Paul Ghostine, general manager of Provision since he sold it to Quest earlier this month, put the same timeframe on the delivery of another capability he mentioned to Computer Business Review in August: the ability to provision multiple virtual desktops reading from a single OS image.

Ghostine said the development of the virtual desktop mobility offering is being done in collaboration with another company, Vizioncore, which is 70% owned by Quest and whose backup and replication engine Provision is using for the purpose.

Shayne Higdon, director of corporate development at Aliso Viejo, California-based Quest, said it acquired Provision to add virtual client management to its existing product lines of application, database, and Windows management, but it is leaving it as a standalone business with wholly owned division status.

He said this will enable Ghostine and his team to continue on a development path unencumbered by integration into a larger entity with half a billion dollars of annual revenue. There is also a desire to keep Reston, Virginia-based Provision at arm’s length, given that earlier this year it announced global distribution agreements with HP’s Mercury business and the IBM Tivoli division, both of which Quest competes with in application management.

At the most recent VMworld event, Provision announced the new version of its Virtual Access Suite (v5.9). New features included full integration with the Virtualization Manager from Virtual Iron, including power management and what it calls hands-free Sysprep-based OS customization. That release goes on general availability this week.

Ghostine said this means VAS now has full integration with market-leader VMware and challenger Virtual Iron. He said that on the roadmap is a similar level of integration with the Microsoft hypervisor, formerly known as Viridian and renamed Hyper-V.

Our View

The virtual desktop market, though still very much emerging compared to server virtualization, has gone through quite a bit of M&A activity this year. In May VMware bought UK connection broker vendor Propero. Then in September it followed up with the acquisition of Dunes, a Swiss player in that space, whose automation technology rather than its connection broker was the reason for that purchase.
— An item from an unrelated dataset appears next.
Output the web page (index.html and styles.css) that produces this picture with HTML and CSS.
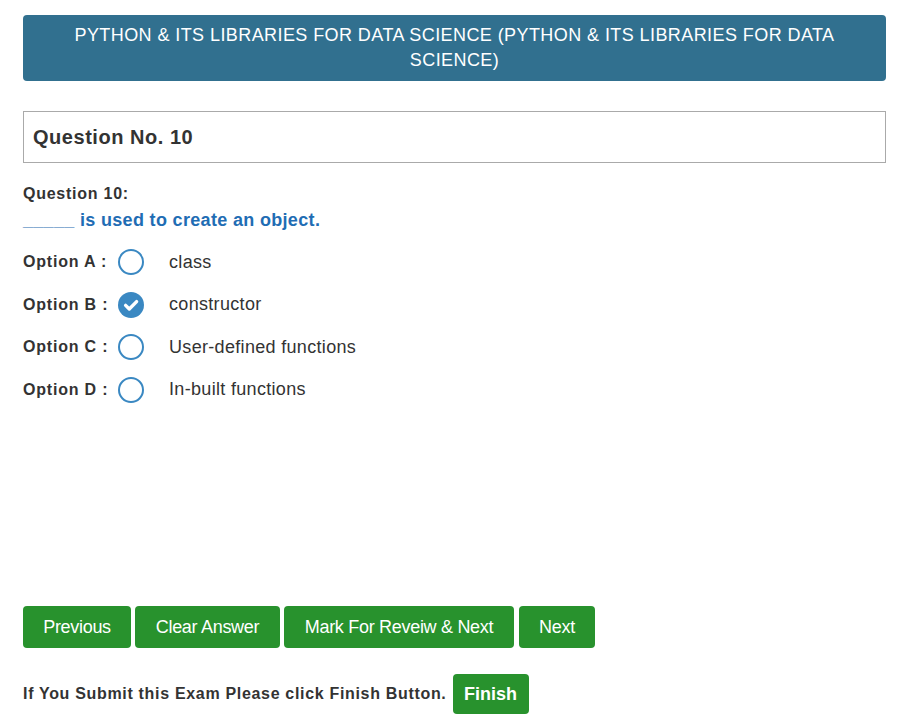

Of course, Citrix’s big-ticket acquisition of XenSource took it not only into desktop, but also server virtualization. It definitely beefed up the acquirer’s virtual desktop offering too.

The Provision acquisition by Quest was slightly different in that Quest itself is a management software developer, so it will clearly have to keep the technology heterogeneous so that it can manage everybody’s environment.

This all begs the question: what does the future hold for Leostream, which is the last remaining standalone connection broker vendor? Will another hypervisor developer, or perhaps another management ISV, make a move to snap it up?